Here’s the short version: Yosef is known as Yosef HaZadik, because he withstood temptation, primarily in the wife of Potiphar story. Yehuda is known as the Ba’al Teshuva, because when he gave in to temptation in the story of Tamar, he repented and declared, ‘She is more righteous than I’ (Breishit 38:26). And we know that story sort of gets repeated with King David and Bat Sheva and, again, the descendant immediately declares, ‘I stand guilty before God!’ (Shmuel II 12:13). When we put those factors together with the famous dictum, ‘Even complete ZADIKIM can’t stand in the space occupied by a BA’AL TESHUVA’ (Berachot 34b). The penitent trumps the ZADIK; Yehuda surpasses Yosef.
Finally, we arrive at what has become the critical idea: Hoshana Raba is about TESHUVA! This idea is pushed vigorously by Kabbalists, but I think that the earliest one to push this agenda strenuously was the Levush (Rav Mordechar Yoffe, 1530-1612). This important commentary and mystic pointed out that Hoshana Raba completes the work of Yom Kippur, because a solar year is approximately 11 days longer than our lunar year (that’s why we have leap months 7 out of 19 years). So, Hoshana Raba is the solar year anniversary of the events of Yom Kippur (God forgiving the Jews for Golden Calf), because it’s 11 days later.
That’s why so much of the modern (post sixteenth century) Hoshana Raba liturgy so follows Yom Kippur custom. The CHAZAN wears a KITTEL, we use High Holiday tunes, and we greet each other with the wishes for a GUT KVITTEL, (a good note from God excusing your sins). Everybody wants a note to get them out of trouble.
So, this is the final event in the Teshuva cycle which began on Rosh Chodesh Elul. At least that’s true nowadays. However, I must point out that some mystics claim that one’s judgment can be kept in limbo all the way until Hanukkah, but that’s a topic for another time.
Since we declare this special day to be the final call for expiating last year’s sins, who better to invite to our Sukkah as our honored guest than King David, the greatest BA’AL TESHUVA of them all. If you don’t believe me, read Psalm 51 and Shmuel II 24:10 & 14.
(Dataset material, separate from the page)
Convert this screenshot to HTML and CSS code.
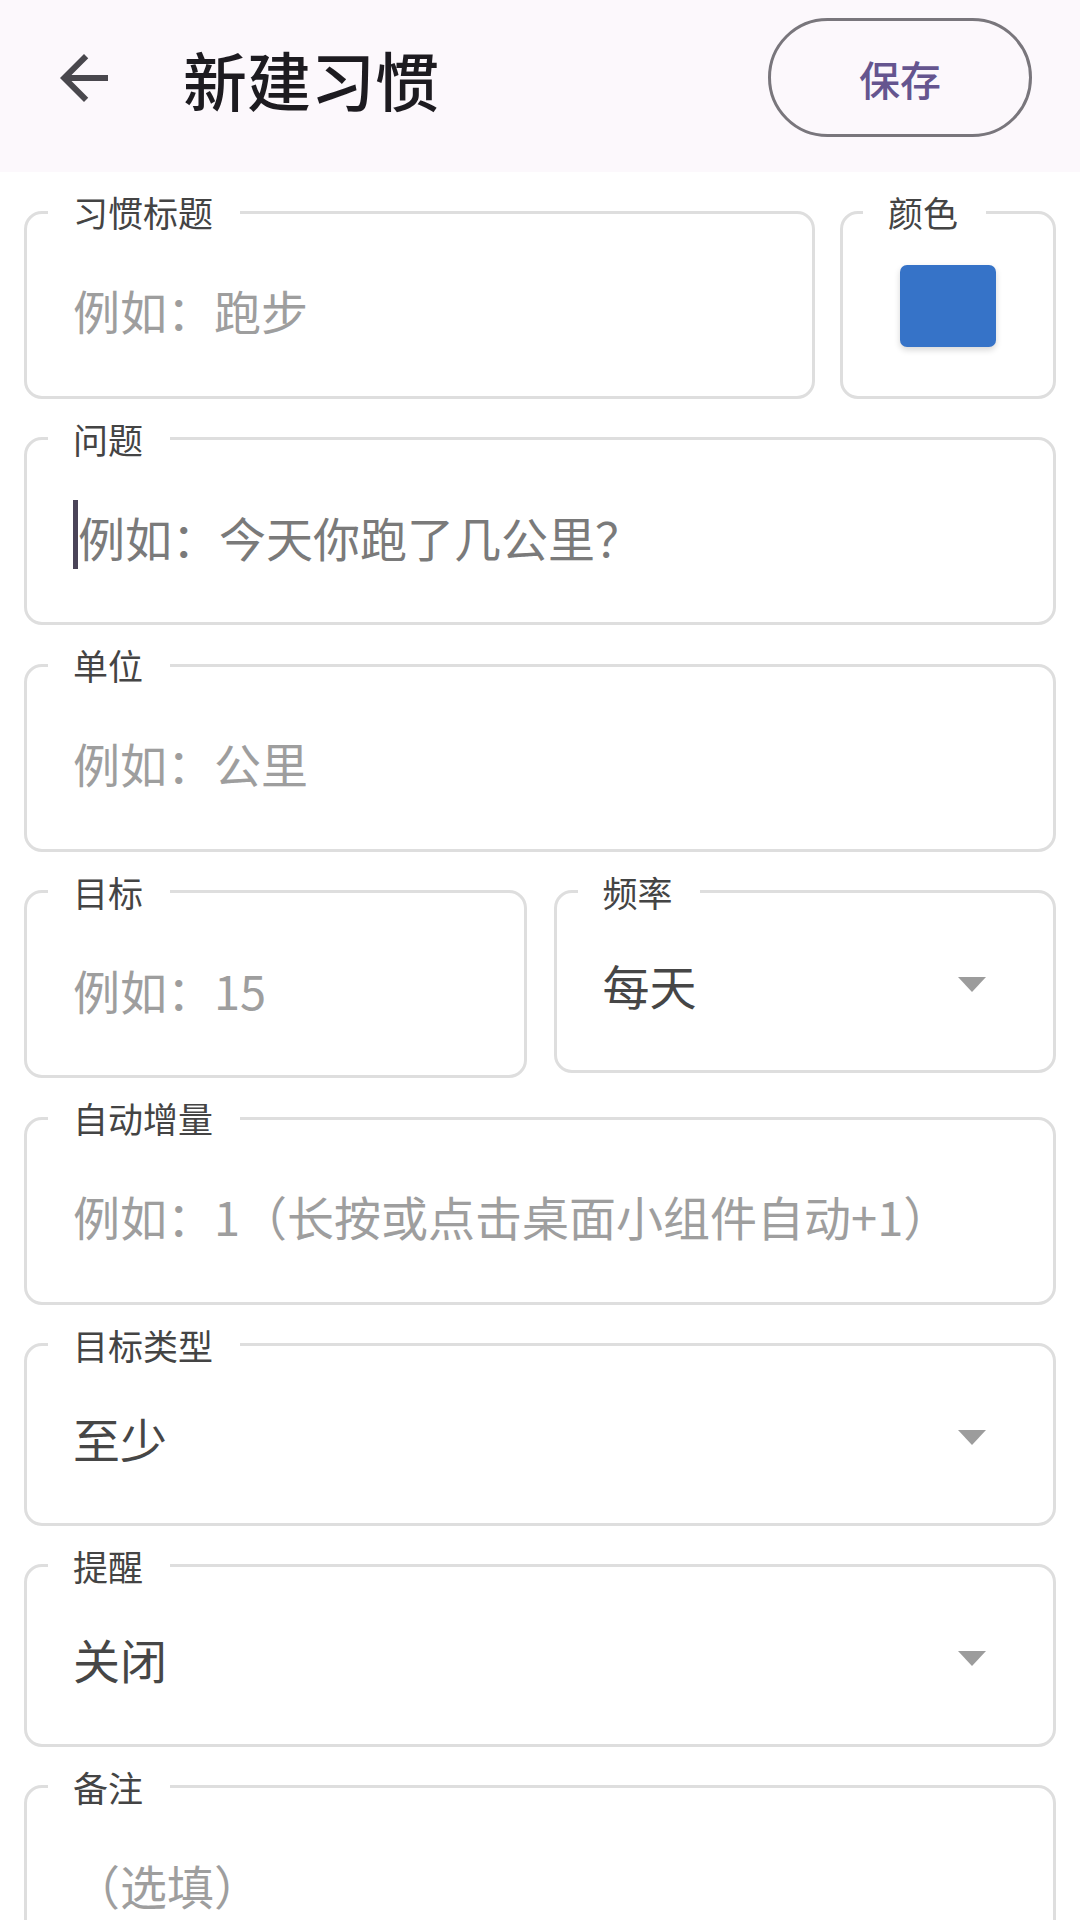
FILE: index.html
```html
<!DOCTYPE html>
<html lang="zh-CN">
<head>
<meta charset="utf-8">
<title>新建习惯</title>
<link rel="stylesheet" href="styles.css">
</head>
<body>
<header class="app-bar">
  <button class="back-btn" aria-label="返回">
    <svg viewBox="0 0 24 24" width="72" height="72"><path d="M20 11H7.83l5.59-5.59L12 4l-8 8 8 8 1.41-1.41L7.83 13H20v-2z"/></svg>
  </button>
  <h1 class="app-title">新建习惯</h1>
  <button class="save-btn">保存</button>
</header>

<main class="form">
  <div class="row row-title">
    <fieldset class="field">
      <legend>习惯标题</legend>
      <div class="control text"><span class="hint">例如：跑步</span></div>
    </fieldset>
    <fieldset class="field field-color">
      <legend>颜色</legend>
      <div class="swatch" style="background:#3673c8"></div>
    </fieldset>
  </div>

  <fieldset class="field">
    <legend>问题</legend>
    <div class="control text"><span class="caret"></span><span class="hint focused">例如：今天你跑了几公里？</span></div>
  </fieldset>

  <fieldset class="field">
    <legend>单位</legend>
    <div class="control text"><span class="hint">例如：公里</span></div>
  </fieldset>

  <div class="row row-half">
    <fieldset class="field">
      <legend>目标</legend>
      <div class="control text"><span class="hint">例如：15</span></div>
    </fieldset>
    <fieldset class="field">
      <legend>频率</legend>
      <div class="control select"><span class="value">每天</span><svg class="drop" viewBox="0 0 28 15" width="28" height="15"><polygon points="0,0 28,0 14,15"/></svg></div>
    </fieldset>
  </div>

  <fieldset class="field">
    <legend>自动增量</legend>
    <div class="control text"><span class="hint">例如：1（长按或点击桌面小组件自动+1）</span></div>
  </fieldset>

  <fieldset class="field">
    <legend>目标类型</legend>
    <div class="control select"><span class="value">至少</span><svg class="drop" viewBox="0 0 28 15" width="28" height="15"><polygon points="0,0 28,0 14,15"/></svg></div>
  </fieldset>

  <fieldset class="field">
    <legend>提醒</legend>
    <div class="control select"><span class="value">关闭</span><svg class="drop" viewBox="0 0 28 15" width="28" height="15"><polygon points="0,0 28,0 14,15"/></svg></div>
  </fieldset>

  <fieldset class="field">
    <legend>备注</legend>
    <div class="control text"><span class="hint">（选填）</span></div>
  </fieldset>
</main>
</body>
</html>
```

FILE: styles.css
```css
* {
  box-sizing: border-box;
}

html, body {
  margin: 0;
  padding: 0;
}

body {
  width: 1080px;
  height: 1920px;
  overflow: hidden;
  background: #ffffff;
  font-family: "Noto Sans CJK SC", "Noto Sans", sans-serif;
  color: #444444;
}

/* top app bar */
.app-bar {
  display: flex;
  align-items: center;
  height: 172px;
  padding: 18px 48px 35px 48px;
  background: #fcf8fc;
}

.back-btn {
  display: flex;
  width: 72px;
  height: 72px;
  padding: 0;
  border: 0;
  background: none;
}

.back-btn svg {
  fill: #49474d;
}

.app-title {
  margin: 0 0 0 63px;
  font-size: 64px;
  line-height: 1;
  font-weight: 500;
  color: #1d1b20;
}

.save-btn {
  margin-left: auto;
  width: 264px;
  height: 119px;
  border: 3px solid #79767c;
  border-radius: 60px;
  background: transparent;
  font-family: inherit;
  font-size: 41px;
  font-weight: 500;
  color: #65558f;
}

/* form body */
.form {
  display: flex;
  flex-direction: column;
  gap: 20px;
  padding: 20px 24px 0 24px;
}

.row {
  display: grid;
  align-items: start;
}

.row-title {
  grid-template-columns: 1fr 216px;
  column-gap: 25px;
  align-items: stretch;
}

.row-half {
  grid-template-columns: 1fr 1fr;
  column-gap: 27px;
}

.field {
  margin: 0;
  min-width: 0;
  padding: 0 0 0 21px;
  border: 3px solid #dedede;
  border-radius: 18px;
}

.field legend {
  padding: 0 27px 0 25px;
  font-size: 35px;
  line-height: 40px;
  color: #444444;
}

.control {
  display: flex;
  align-items: center;
  padding-left: 25px;
  padding-right: 67px;
  font-size: 47px;
  line-height: 56px;
  white-space: nowrap;
}

.control.text {
  padding-top: 50px;
  padding-bottom: 57.5px;
}

.control.select {
  justify-content: space-between;
  padding-top: 45px;
  padding-bottom: 57px;
}

.hint {
  color: #9e9e9e;
}

.hint.focused {
  color: #7a7a7a;
}

.value {
  color: #464646;
}

/* text cursor in the focused field */
.caret {
  flex: none;
  width: 5px;
  height: 69px;
  margin: -9px 0 -4px 0;
  background: #4a4458;
}

.drop {
  flex: none;
  fill: #9c9c9c;
}

/* colour picker */
.field-color {
  padding: 0;
}

.field-color legend {
  margin-left: 20px;
  padding: 0 28px 0 25px;
}

.swatch {
  width: 96px;
  height: 82px;
  margin: 33px auto 0 auto;
  border-radius: 7px;
  box-shadow: 0 3px 6px rgba(0, 0, 0, 0.16);
}
```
So, Hoshana Raba is extremely important and meaningful. It’s just that the focus has changed. Our ancestors prayed for good agricultural conditions; we pray for absolution. So, remember this when welcoming David HaMELECH HaMASHIACH into your Sukkah, and when smashing your ARAVOT to smithereens. And may we all receive the PETEK (note) which excuses all our sins and certifies us as BA’ALEI TESHUVA. Chag Sameach!!